Acquisition inheritance

An acquired company brought single source positions that the buyer inherited. The acquired company's procurement decisions become the buyer's exposures. Often these are not surfaced during diligence because they look like normal supplier relationships.

Market structure

Some categories have inherently concentrated markets. Only a few suppliers exist with the required capability. The buyer's single source position reflects the market itself, not a choice the buyer made. Common in highly specialized or regulated categories.

Identifying Single Source Dependencies

Identification is the prerequisite for any further action. Three approaches surface single source positions reliably.

Category by category review

Work through major spend categories systematically. For each category, ask: how many qualified suppliers do we have? How many are currently active? If the primary failed tomorrow, which qualified alternate would step in? Categories where the answer is unclear or where there is no qualified alternate are single source positions.

Critical capability review

Some single source positions sit outside major spend categories. A specialized testing service, a niche software tool, a regulatory consultant. Walking through critical operational capabilities and identifying the supplier for each surfaces these.

Business continuity planning input

If the business has a business continuity planning function, their work typically identifies critical vendors. Cross referencing the BCP critical vendor list against procurement's view often reveals single source positions that procurement did not explicitly recognize.

The Decision Framework

Not every single source dependency needs to be eliminated. The right response depends on the specific circumstances. Four responses cover the typical cases.

Accept and document

For dependencies where alternatives genuinely do not exist or where the cost of qualifying alternatives exceeds the risk reduction, accept the dependency and document the acceptance. The documentation includes the rationale, the contingency plan, and the authority level approving the acceptance.

Qualify alternate suppliers

Identify potential alternate suppliers and complete the qualification process even without immediately shifting volume to them. The qualified alternate provides optionality if the primary fails. May involve initial volume to maintain the qualification, or may sit as documented qualification without active spend.

Restructure the relationship

Modify the relationship structure to reduce dependency risk without changing suppliers. Strengthen contractual protections including business continuity obligations and escrow arrangements. Negotiate transition support obligations that activate in failure scenarios. Build internal capability to operate the function during transitions.

Replace the supplier

Make the strategic decision to replace the single source vendor with an alternative. May involve technical migration costs, organizational change, and time to complete. Appropriate when the dependency carries unacceptable risk and other mitigations are insufficient.

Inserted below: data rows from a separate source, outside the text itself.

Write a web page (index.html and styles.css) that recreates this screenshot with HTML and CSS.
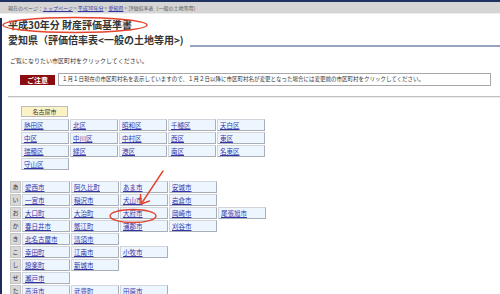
FILE: index.html
```html
<!DOCTYPE html>
<html lang="ja">
<head>
    <meta charset="UTF-8">
    <title>平成30年分 財産評価基準書 愛知県</title>
    <link rel="stylesheet" href="styles.css">
</head>
<body>
    <div class="breadcrumb">
        現在のページ：<a href="#">トップページ</a> &gt; <a href="#">平成30年分</a> &gt; <a href="#">愛知県</a> &gt; 評価倍率表（一般の土地等用）
    </div>
    <div class="page">
        <h1 class="title">平成30年分 財産評価基準書</h1>
        <div class="subtitle">
            <h2>愛知県（評価倍率表&lt;一般の土地等用&gt;)</h2>
            <span class="rule"></span>
        </div>

        <p class="lead">ご覧になりたい市区町村をクリックしてください。</p>

        <div class="notice">
            <div class="notice-label">ご注意</div>
            <div class="notice-text">１月１日現在の市区町村名を表示していますので、１月２日以降に市区町村名が変更となった場合には変更前の市区町村をクリックしてください。</div>
        </div>

        <div class="divider"></div>

        <div class="city-head">名古屋市</div>
        <div class="grid wards">
            <div class="row">
                <a class="cell" href="#">熱田区</a><a class="cell" href="#">北区</a><a class="cell" href="#">昭和区</a><a class="cell" href="#">千種区</a><a class="cell" href="#">天白区</a>
            </div>
            <div class="row">
                <a class="cell" href="#">中区</a><a class="cell" href="#">中川区</a><a class="cell" href="#">中村区</a><a class="cell" href="#">西区</a><a class="cell" href="#">東区</a>
            </div>
            <div class="row">
                <a class="cell" href="#">瑞穂区</a><a class="cell" href="#">緑区</a><a class="cell" href="#">港区</a><a class="cell" href="#">南区</a><a class="cell" href="#">名東区</a>
            </div>
            <div class="row">
                <a class="cell" href="#">守山区</a>
            </div>
        </div>

        <div class="grid kana">
            <div class="row"><span class="kana-label">あ</span><a class="cell" href="#">愛西市</a><a class="cell" href="#">阿久比町</a><a class="cell" href="#">あま市</a><a class="cell" href="#">安城市</a></div>
            <div class="row"><span class="kana-label">い</span><a class="cell" href="#">一宮市</a><a class="cell" href="#">稲沢市</a><a class="cell" href="#">犬山市</a><a class="cell" href="#">岩倉市</a></div>
            <div class="row"><span class="kana-label">お</span><a class="cell" href="#">大口町</a><a class="cell" href="#">大治町</a><a class="cell" href="#">大府市</a><a class="cell" href="#">岡崎市</a><a class="cell" href="#">尾張旭市</a></div>
            <div class="row"><span class="kana-label">か</span><a class="cell" href="#">春日井市</a><a class="cell" href="#">蟹江町</a><a class="cell" href="#">蒲郡市</a><a class="cell" href="#">刈谷市</a></div>
            <div class="row"><span class="kana-label">き</span><a class="cell" href="#">北名古屋市</a><a class="cell" href="#">清須市</a></div>
            <div class="row"><span class="kana-label">こ</span><a class="cell" href="#">幸田町</a><a class="cell" href="#">江南市</a><a class="cell" href="#">小牧市</a></div>
            <div class="row"><span class="kana-label">し</span><a class="cell" href="#">設楽町</a><a class="cell" href="#">新城市</a></div>
            <div class="row"><span class="kana-label">せ</span><a class="cell" href="#">瀬戸市</a></div>
            <div class="row"><span class="kana-label">た</span><a class="cell" href="#">高浜市</a><a class="cell" href="#">武豊町</a><a class="cell" href="#">田原市</a></div>
        </div>
    </div>

    <!-- hand-drawn red marks over the page -->
    <svg class="marks" width="500" height="294" viewBox="0 0 500 294">
        <ellipse cx="75" cy="25" rx="72" ry="7.5" />
        <ellipse cx="133" cy="216" rx="23" ry="6.5" />
        <line x1="163" y1="171" x2="141.5" y2="203.5" />
        <polyline points="140.5,194.5 141,204 149.5,201" />
    </svg>
</body>
</html>
```

FILE: styles.css
```css
body {
    margin: 0;
    font-family: "Noto Sans CJK JP", "Noto Sans", sans-serif;
    color: #333;
    background-color: #fff;
    width: 500px;
    height: 294px;
    overflow: hidden;
    position: relative;
}

a {
    color: #3434a6;
}

.breadcrumb {
    border-top: 2px solid #1f3262;
    border-bottom: 1px solid #ececec;
    background-color: #d5d5d5;
    height: 11px;
    line-height: 11px;
    padding-left: 8px;
    font-size: 5px;
    color: #555;
    white-space: nowrap;
}

.page {
    border-left: 2px solid #1d2c5c;
    padding-left: 6px;
    min-height: 300px;
}

.title {
    margin: 4px 0 0;
    font-size: 10px;
    line-height: 14px;
    color: #333;
}

.subtitle {
    display: flex;
    align-items: flex-end;
}

.subtitle h2 {
    margin: 0;
    font-size: 10px;
    line-height: 15px;
    color: #333;
    white-space: nowrap;
}

.subtitle .rule {
    flex: 1;
    border-bottom: 2px solid #98a3bf;
    margin-left: 6px;
}

.lead {
    margin: 9px 0 0 2px;
    font-size: 6px;
    line-height: 10px;
}

.notice {
    display: flex;
    align-items: center;
    gap: 3px;
    margin: 7px 0 0 12px;
    width: 471px;
}

.notice-label {
    width: 35px;
    height: 10px;
    line-height: 10px;
    background-color: #8b0c10;
    color: #fff;
    font-size: 7px;
    font-weight: bold;
    text-align: center;
}

.notice-text {
    flex: 1;
    height: 11px;
    line-height: 11px;
    border: 1px solid #a8a8a8;
    padding-left: 3px;
    font-size: 5.5px;
    white-space: nowrap;
}

.divider {
    margin-top: 10px;
    border-top: 1px solid #c0c0c0;
    border-bottom: 1px solid #ebebeb;
}

.city-head {
    margin: 8px 0 0 13px;
    width: 45px;
    height: 9px;
    line-height: 9px;
    border: 1px solid #bdbdbd;
    background-color: #fbf3c6;
    font-size: 6px;
    text-align: center;
    color: #333;
}

.grid {
    display: flex;
    flex-direction: column;
    gap: 1px;
}

.wards {
    margin: 2px 0 0 13px;
}

.kana {
    margin: 11px 0 0 2px;
}

.row {
    display: flex;
    gap: 1px;
}

.cell {
    display: block;
    width: 44px;
    height: 10px;
    line-height: 10px;
    padding-left: 2px;
    box-sizing: content-box;
    border: 1px solid;
    border-color: #d2d6dc #a9afb8 #a9afb8 #d2d6dc;
    background-color: #edf5ff;
    font-size: 6.5px;
    white-space: nowrap;
    overflow: hidden;
}

.kana-label {
    display: block;
    width: 9px;
    height: 10px;
    line-height: 10px;
    border: 1px solid #c4c4c4;
    background-color: #d9d9d9;
    font-size: 6px;
    text-align: center;
    color: #333;
}

.marks {
    position: absolute;
    top: 0;
    left: 0;
    pointer-events: none;
    fill: none;
    stroke: #e4432c;
    stroke-width: 1.4;
    stroke-linecap: round;
    stroke-linejoin: round;
}
```
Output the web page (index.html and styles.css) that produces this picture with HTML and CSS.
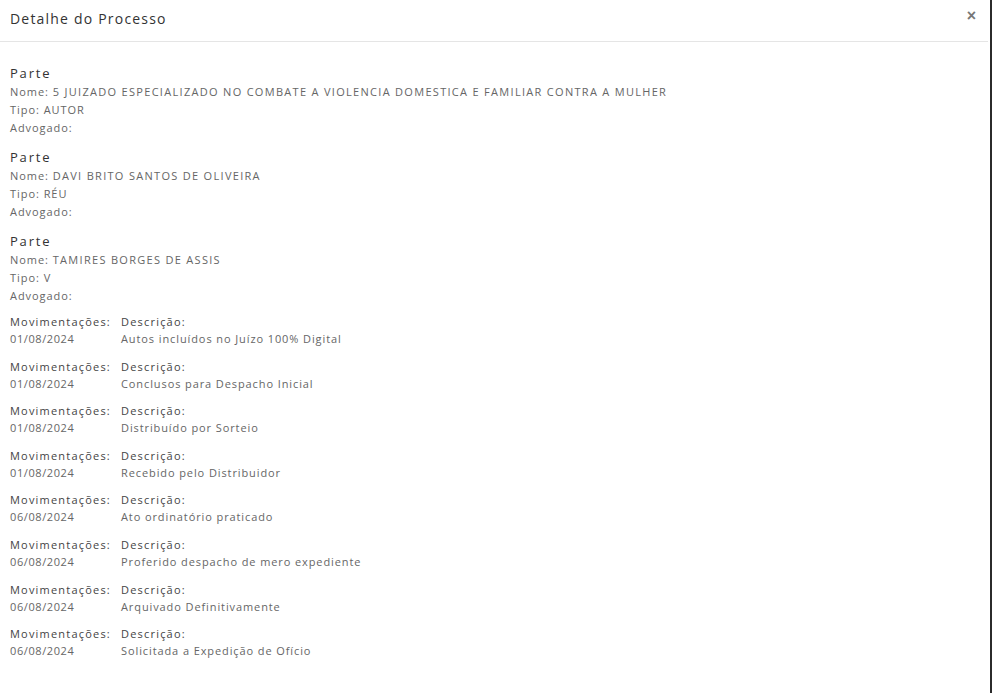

Cost vs Risk in the Mitigation Decision

Single source dependency mitigation has real costs. Qualifying alternate suppliers requires investment. Maintaining qualified alternates requires ongoing volume. Restructuring relationships involves negotiation and possibly less favorable commercial terms.

The cost analysis needs to include both the direct mitigation costs and the foregone benefits of consolidated single sourcing. The risk analysis needs to include both the probability of failure and the impact if failure occurs. The decision is a judgment about whether the mitigation cost is justified by the risk reduction.

For low impact single source positions, acceptance is often the right answer. For high impact positions, even substantial mitigation cost is usually justified because the failure scenario is severe enough that any reasonable probability of occurrence makes the expected cost meaningful.

Contractual Protections for Single Source Relationships

Where the dependency is being accepted or where mitigation is partial, contractual protections become particularly important.

  • Business continuity obligations: the supplier commits to specific resilience standards (geographic redundancy, business continuity plans, regular testing)
  • Notification requirements: the supplier commits to notify the buyer of significant changes (ownership, financial distress, major operational changes) within defined timeframes
  • Source code or IP escrow: for software and technology relationships, escrow arrangements that provide buyer access in failure scenarios
  • Transition support: in termination or failure scenarios, the supplier commits to specific transition support to a successor
  • Step in rights: in specific failure scenarios, the buyer has rights to step into supplier operations or assume control of key functions
  • Audit rights: the buyer has rights to audit the supplier's operations, capabilities, and continuity readiness

These provisions do not eliminate the dependency, but they meaningfully reduce the residual risk and provide a clearer path forward if issues materialize.

Ongoing Monitoring of Single Source Suppliers

Single source suppliers warrant more intensive ongoing monitoring than the broader supplier portfolio. The monitoring focuses on early warning signals.

Financial health indicators

Credit ratings if applicable, payment patterns to their own suppliers, public financial disclosures, market intelligence on the supplier's commercial health. Material changes should trigger reassessment.

Operational performance signals

Performance trends, capability investment patterns, key personnel changes, customer references including current customers willing to discuss the relationship.

Market and competitive position

Market share trends, competitive positioning, technology investment, response to market changes. A supplier losing competitive position may be early in a decline that could affect their service to existing customers.

External signals

News coverage, regulatory actions, litigation, social media patterns. External signals often precede internal indicators of problems.

Start Here

Build the inventory of single source dependencies first. The exercise itself is uncomfortable because it forces explicit acknowledgment of dependencies that may have been assumed away. The honest inventory is the starting point.

From the inventory, prioritize by impact. The single source positions with the highest operational impact get attention first. The decision framework (accept, qualify alternate, restructure, replace) gets applied to each one with appropriate documentation.